In my formative years as a budding chef and food writer, I did an unusual thing and read the mammoth Larousse Gastronomique, all 1,168 pages with its thousands of entries, cover to cover – or shall I say, from abaisse (a term used in French cookery for a sheet of rolled-out pastry) to zuppa inglese (a Neapolitan pudding). The first English edition appeared in 1971, when I was 17 and already a bartender mixing Negronis in Queens, New York. (For those who might remember, it was the Olde London Fishery on Union Turnpike.)
This memory was triggered when a voluminous book, The Oxford Companion to Sugar and Sweets (Oxford University Press, 2015) about the size of a three-pound box of Godiva chocolates, appeared on my desk last week. With more than 850 pages and 600 articles about the arresting history of sugar and sweets, I have decided to repeat my own history and take this encyclopedic work to bed with a cup of tea or a pony of alkermes. Poignantly, this book, too, ends with an entry about zuppa inglese (written by author Clifford A. Wright) with an interesting debate over the dessert’s true origin (is it from Naples as friend and food writer Arthur Schwartz insists, or Lazio, or Tuscany, as others suggest?)
The book begins, not with abaisse but with another nod to the French, a la mode – followed by a three-page entry about sugar addiction, contributed by Ashley Gearhardt. Such is the width and breadth of this alluring new tome. Under the brilliant baton of food writer and historian Darra Goldstein, 265 experts in the culinary world have weighed in with well-researched commentaries about an irresistible subject. A la mode, by the way, translates to “in the current fashion.” According to contributor Carolin Young, “In France a la mode refers to a traditional recipe for braised beef, which at one time was considered a new fashion,” whereas in America the phrase refers to a scoop of vanilla ice cream served with a slice of pie.

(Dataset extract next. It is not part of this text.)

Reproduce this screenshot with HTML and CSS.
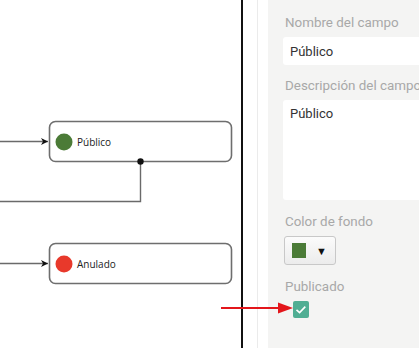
FILE: index.html
```html
<!DOCTYPE html>
<html lang="es">
<head>
    <meta charset="UTF-8">
    <meta name="viewport" content="width=device-width, initial-scale=1.0">
    <title>Editor de estados</title>
    <link rel="stylesheet" href="styles.css">
</head>
<body>
  <div class="canvas">
    <svg class="diagram" width="241" height="348" viewBox="0 0 241 348">
      <defs>
        <marker id="head" markerWidth="8" markerHeight="8" refX="7" refY="4" orient="auto" markerUnits="userSpaceOnUse">
          <path d="M0,0.5 L7,4 L0,7.5 L2,4 Z" fill="#111"/>
        </marker>
      </defs>
      <!-- edges -->
      <line x1="0" y1="141.5" x2="48" y2="141.5" class="edge" marker-end="url(#head)"/>
      <polyline points="140.5,161 140.5,201.5 0,201.5" class="edge" fill="none"/>
      <line x1="0" y1="263.5" x2="48" y2="263.5" class="edge" marker-end="url(#head)"/>

      <!-- nodes -->
      <rect x="49.5" y="121.5" width="182" height="40" rx="6" class="node"/>
      <circle cx="64" cy="142" r="8.5" fill="#4b7b37"/>
      <text x="77" y="145.5" class="node-label">Público</text>
      <circle cx="140.5" cy="161.5" r="3.2" fill="#111"/>

      <rect x="49.5" y="243.5" width="182" height="40" rx="6" class="node"/>
      <circle cx="64" cy="264" r="8.5" fill="#e8392b"/>
      <text x="77" y="267.5" class="node-label">Anulado</text>
    </svg>
  </div>
  <div class="divider"></div>
  <div class="gutter"></div>
  <div class="spacer"></div>
  <div class="panel">
    <label class="lbl" for="nombre">Nombre del campo</label>
    <input class="field" id="nombre" type="text" value="Público">

    <label class="lbl" for="desc">Descripción del campo</label>
    <textarea class="field area" id="desc">Público</textarea>

    <label class="lbl">Color de fondo</label>
    <button class="color-btn" type="button"><span class="swatch"></span><span class="caret">&#9660;</span></button>

    <label class="lbl">Publicado</label>
    <span class="check">
      <svg width="16" height="17" viewBox="0 0 16 17"><path d="M3.5 8.8 L6.6 11.6 L12.3 5.6" fill="none" stroke="#fff" stroke-width="1.6"/></svg>
    </span>
  </div>

  <svg class="pointer" width="74" height="12" viewBox="0 0 74 12">
    <line x1="0" y1="6" x2="60" y2="6" stroke="#e3161b" stroke-width="2"/>
    <path d="M57,0.5 L72,6 L57,11.5 Z" fill="#e3161b"/>
  </svg>
</body>
</html>
```

FILE: styles.css
```css
* {
    margin: 0;
    padding: 0;
    box-sizing: border-box;
}
body {
    display: flex;
    height: 348px;
    overflow: hidden;
    background: #fff;
    font-family: Roboto, "Noto Sans", sans-serif;
    position: relative;
}
.canvas {
    width: 241px;
    flex-shrink: 0;
}
.diagram {
    display: block;
}
.edge {
    stroke: #6a6a6a;
    stroke-width: 1.4;
}
.node {
    fill: #fff;
    stroke: #6e6e6e;
    stroke-width: 1.6;
}
.node-label {
    font-family: "Open Sans", sans-serif;
    font-size: 10px;
    fill: #222;
}
.divider {
    width: 2px;
    flex-shrink: 0;
    background: #111;
}
.gutter {
    width: 15px;
    flex-shrink: 0;
    border-right: 1px solid #ebebeb;
}
.spacer {
    width: 10px;
    flex-shrink: 0;
}
.panel {
    flex: 1;
    min-width: 0;
    overflow: hidden;
    background: #f4f4f3;
    padding: 14px 0 0 15px;
    display: flex;
    flex-direction: column;
    align-items: flex-start;
}
.lbl {
    display: block;
    font-size: 13.4px;
    line-height: 18px;
    color: #a8a8a8;
    padding-left: 2px;
    margin-bottom: 5px;
    white-space: nowrap;
}
.field {
    display: block;
    width: 200px;
    flex-shrink: 0;
    height: 28px;
    border: none;
    outline: none;
    border-radius: 3px;
    background: #fff;
    padding: 0 7px;
    font-family: Roboto, "Noto Sans", sans-serif;
    font-size: 13px;
    color: #333;
    margin-bottom: 12px;
}
.area {
    height: 100px;
    padding-top: 6px;
    resize: none;
    margin-bottom: 13px;
}
.color-btn {
    width: 52px;
    height: 29px;
    flex-shrink: 0;
    margin-left: 1px;
    border: 1px solid #c8c8c8;
    border-radius: 3px;
    background: linear-gradient(#fbfbfb, #ececec);
    display: flex;
    align-items: center;
    padding-left: 7px;
    margin-bottom: 13px;
}
.swatch {
    width: 14px;
    height: 15px;
    background: #4b7b37;
}
.caret {
    font-size: 11px;
    color: #111;
    margin-left: 10px;
}
.check {
    display: block;
    width: 16px;
    height: 17px;
    margin-left: 10px;
    border-radius: 2px;
    background: #50ae93;
}
.check svg {
    display: block;
}
.pointer {
    position: absolute;
    left: 221px;
    top: 302px;
}
```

Evocatively, the first line of the book’s foreword begins: “I can remember easily the first time I stood deep in a field of sugarcane in full bloom, a field already marked for harvesting. It was spring of 1948, and I had just begun fieldwork in Puerto Rico.” Written by Sidney Mintz (who is 92 and considered “the godfather of food studies”), this triggered another profound memory. The year was 1962 and I was standing deep in a field of sugarcane when I was eight years old. The location was Belle Glade, Florida, where my cousins ran a plantation and owned the local movie theater. I will never forget the sickeningly sweet smell of extracted molasses wafting through the wet heat of the day from the factory nearby. It made me woozy. Which, of course, is what sugar does, and accounts for, in part, why we love it and sometimes loathe it.
The history of sugar is not all sweet. There is much suffering in the quest for this cherished foodstuff. Our hunger for sugar fed the institution of slavery, led to ugly legacies of racism, to the invasion of weaker nations by stronger ones to manipulate sugar prices, and to the exploitation of children and minorities who worked the fields. Bravo to the book’s editors for not sugar-coating the more painful aspects of its past.
Whereas this is an encyclopedia, meant to be dipped in and out of at leisure, it is unlike any other I’ve seen. There are hundreds of illustrations including mouthwatering paintings by Wayne Thiebaud (a personal favorite), Andy Warhol, and Will Cotton, a handful of historical recipes, and more than 600 erudite essays by pastry chefs, neuroscientists, food historians, and chemists, about what has become a grand metaphor for human pleasure. Equally satisfying are the book’s comprehensive appendices – anthologies of films, songs, outstanding pastry shops, and museums around the world, dedicated to our universal, and historical, predilection for sugar and sweets, first evidenced by Eve and an apple.
I’m not sure if I’m more excited learning about wasanbon (the most famous sugar used in traditional Japanese confectionery), or sitophilia (which describes sexual arousal involving food), but lurking between the candy-coated endpapers of The Oxford Companion to Sugar and Sweets, is something gratifying for everyone.